5 reasons why Apple can’t disrupt TV, and one crazy way it could

“Dave Morgan has particular insight into the challenges Apple has in taking on such an established industry,” Robert Hof writes for Forbes. “As CEO of Simulmedia, a data-driven ad network for television, he works with the television powers-that-be who are trying to make sure Apple doesn’t do a number on their business like it did on the music business.”
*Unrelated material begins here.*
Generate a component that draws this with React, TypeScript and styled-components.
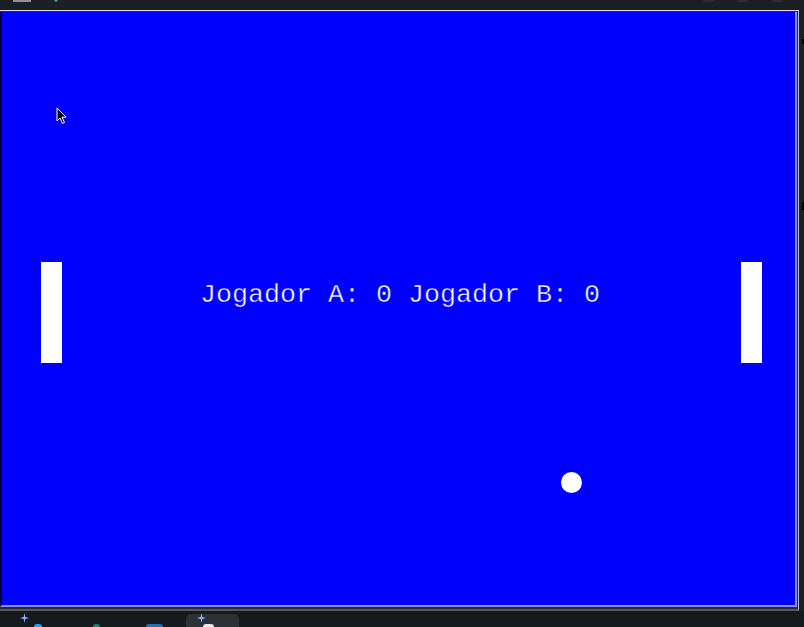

“Morgan thinks it’s inevitable that Apple will make a television – eventually. Just not all that soon, at least not in a way that will set it apart from other TV makers,” Hof writes. “‘Clearly, Apple’s thing isn’t just to make money on the hardware,’ he says. ‘It sells the bundle–including content,’ like music on the iPod. And it hasn’t been able to do that with the TV industry. He lays out five reasons why [in the full article].

Hof writes, “But Morgan thinks Apple could bust into the elite club – and this is where the crazy idea comes in. He thinks Apple could buy a big producer of TV shows and movies. He suggests that it would take a third (by now, actually, a little more than that) of Apple’s $137 billion cash hoard to buy Time Warner.”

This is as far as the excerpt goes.